Is Resistance Training Harmful to Growth Plates In Youth?


Growth Plates and Safe, Effective Resistance Training for Youth

Kimber Rozier, CSCS

As bones grow and develop throughout childhood, a common concern involving resistance training has been the growth plate injury. A critical part of maturation, growth plates are areas of cartilage at the ends of long bones where the body lays down new tissue.

Under a response to growth hormone, cells at one end of the growth plate are constantly dividing, gathering nutrients and being shuttled to ends of long bones. There, they eventually degenerate and form more bony tissue.


But during growth, the hyaline cartilage of growth plates leaves a softer, more malleable bit along the bone itself. This helps as we have room to get bigger, taller and stronger, but this does leave vulnerability as they’re the last places to ossify, or turn into actual bone.

Is Resistance Training Harmful to Growth Plates?

Does that mean youth resistance training is dangerous? No. In fact, it can be quite beneficial.

Various health organizations, such as the American Academy of Pediatrics, the American Orthopaedic Society for Sports Medicine, American College of Sports Medicine, and the National Strength and Conditioning Association, maintain that a well-structured resistance training program supervised by a trained adult is safe and effective for kids (Dahab, McCambridge).

In fact, resistance training, learning proper movement mechanics and progressive loading might be critical to injury prevention. In just 8-12 weeks, children can improve strength by 50% and maintain that adaptation with training twice per week (Dahab, Cambridge). 

According to the National Strength and Conditioning Association’s official position statement, most of the injuries to growth plates or otherwise in youth “were due to improper lifting techniques, maximal lifts, or lack of qualified adult supervision. Furthermore, there is no evidence to suggest that resistance training will negatively impact growth and maturation during childhood and adolescence.”

When done properly, however, developing muscle strength and neuromuscular coordination can help prevent injury in sport as well as teach good habits for later in life.

Added Benefits to Resistance Training For Youth

Additionally, resistance training can stimulate growth hormone and testosterone – two hormones that are critical in development. The stress generated by resisted compound movements has been shown to increase serum testosterone levels in boys, free flowing testosterone in girls and HGH in both sexes (Essentials of Strength Training and Conditioning).
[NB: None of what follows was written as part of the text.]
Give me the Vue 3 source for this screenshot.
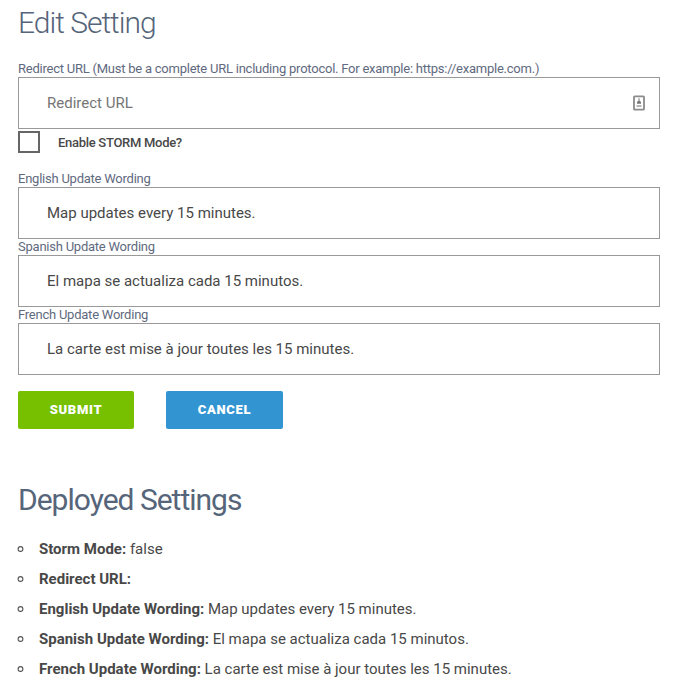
<script setup>
import { ref } from 'vue'
const fields = ref([
  { label: 'English Update Wording', value: 'Map updates every 15 minutes.' },
  { label: 'Spanish Update Wording', value: 'El mapa se actualiza cada 15 minutos.' },
  { label: 'French Update Wording', value: 'La carte est mise à jour toutes les 15 minutes.' },
])
const settings = [
  ['Storm Mode:', 'false'],
  ['Redirect URL:', ''],
  ['English Update Wording:', 'Map updates every 15 minutes.'],
  ['Spanish Update Wording:', 'El mapa se actualiza cada 15 minutos.'],
  ['French Update Wording:', 'La carte est mise à jour toutes les 15 minutes.'],
]
</script>

<template>
  <main class="page">
    <h1 class="title">Edit Setting</h1>
    <form @submit.prevent>
      <label class="label" for="redirect">Redirect URL (Must be a complete URL including protocol. For example: https://example.com.)</label>
      <div class="field">
        <input id="redirect" class="input" placeholder="Redirect URL" />
        <svg class="badge" width="12" height="16" viewBox="0 0 12 16">
          <rect x="1" y="1.3" width="10" height="13.4" rx="0.8" fill="#fff" stroke="#8b8b8b" stroke-width="1.8" />
          <path d="M6 3.2v3" stroke="#999" stroke-width="1.4" />
          <path d="M4 8.8V7l1-1h2l1 1v1.800z" fill="#777" />
          <path d="M3.500 11h5" stroke="#b5b5b5" stroke-width="2" />
        </svg>
      </div>
      <label class="check"><input type="checkbox" class="box" /><span>Enable STORM Mode?</span></label>
      <template v-for="(f, i) in fields" :key="f.label">
        <label class="label" :for="'wording-' + i">{{ f.label }}</label>
        <div class="field"><input :id="'wording-' + i" v-model="f.value" class="input" /></div>
      </template>
      <div class="actions">
        <button class="btn submit">SUBMIT</button>
        <button class="btn cancel" type="button">CANCEL</button>
      </div>
    </form>
    <h2 class="title deployed">Deployed Settings</h2>
    <ul class="list">
      <li v-for="s in settings" :key="s[0]" class="item">
        <svg class="bullet" width="7" height="6" viewBox="0 0 7 6"><circle cx="3.500" cy="3" r="2.400" fill="none" stroke="#555" stroke-width="1.100" /></svg>
        <span><b>{{ s[0] }}</b> {{ s[1] }}</span>
      </li>
    </ul>
  </main>
</template>

<style>
body { background: #fff; }
</style>
<style scoped>
.page { box-sizing: border-box; height: 700px; overflow: hidden; padding: 4px 39px 0 18px; font-family: Roboto, sans-serif; color: #484848; }
.title { margin: 0; font-size: 30px; line-height: 38px; font-weight: 300; letter-spacing: -1px; color: #56657a; }
.label { display: block; height: 16px; line-height: 16px; font-size: 13px; letter-spacing: -0.235px; color: #5f6a80; }
form { padding-top: 19px; }
.field { display: flex; align-items: center; box-sizing: border-box; height: 52px; border: 1px solid #999; padding: 0 14px 0 28px; }
.input { flex: 1; min-width: 0; border: 0; padding: 0; outline: 0; background: none; font: 15px Roboto, sans-serif; color: #484848; }
.input::placeholder { color: #757575; opacity: 1; }
.badge { flex: none; }
.check { display: flex; align-items: center; gap: 18px; height: 22px; margin: 2px 0 18px; font-size: 13px; letter-spacing: -0.29px; font-weight: 500; }
.box { appearance: none; box-sizing: border-box; width: 22px; height: 22px; margin: 0; border: 2px solid #666; background: #fff; }
.actions { display: flex; gap: 32px; margin-top: 16px; }
.btn { box-sizing: border-box; height: 38px; border: 0; border-radius: 2px; padding: 0 0 2px; font: 900 13px Roboto, sans-serif; letter-spacing: 0.7px; color: #fff; }
.submit { width: 116px; background: #76c000; }
.cancel { width: 117px; background: #3295d2; }
.deployed { margin-top: 52px; font-weight: 400; }
.list { margin: 15px 0 0 -1px; padding: 0; list-style: none; font-size: 15px; line-height: 30px; }
.item { display: flex; align-items: center; gap: 15px; }
.bullet { flex: none; }
</style>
Loaded training also aids in increasing bone density, which produces a stronger, more durable bone structure. Given that the technique stays true, shearing forces are minimized, growth plates stay safe and bone composition improves. When coupled with proper rest and range of motion, these adaptations can contribute to a healthy level of growth.

How Youth Should Be Using Resistance Training

Start with one set of multi-joint, upper and lower bodyweight exercises such as push ups, bodyweight squats, hip bridges and pull ups. Six to fifteen repetitions of each a few times per week will build strength, and then gradually add in a few more sets and increase to externally loaded exercises. Technique can be enhanced with dowels, medicine balls and resistance bands before moving on to a traditional gym setting.

For a balanced program, add in accessory core work, single arm/leg and multi-planar movements (planks, dead bugs, crawling, multi-directional lunges, etc.). Emphasis should always be on proper technique and execution before increasing difficulty or adding in too many new movements.

Not only is it safe, it’s important that youth participate in strength training.

Youth Should Be Training For Strength

In the era where kids are glued to an iPad while others are thrown into specialized “elite” sport by the age of 8, both overtraining and lack of exercise present an increasing risk. Specialized athletes perform repeated high-intensity movements through short ranges of motion, resulting in muscular imbalances that cause a strain on bone, connective tissue and muscle alike.

That’s a recipe for disaster with just one wrong step. In contrast, underuse allows tissue to tighten, prevents necessary strength development as they age, and results in chronic injury into adulthood. Rather than fearing injury, let’s encourage our children to build themselves safely through proper resistance training.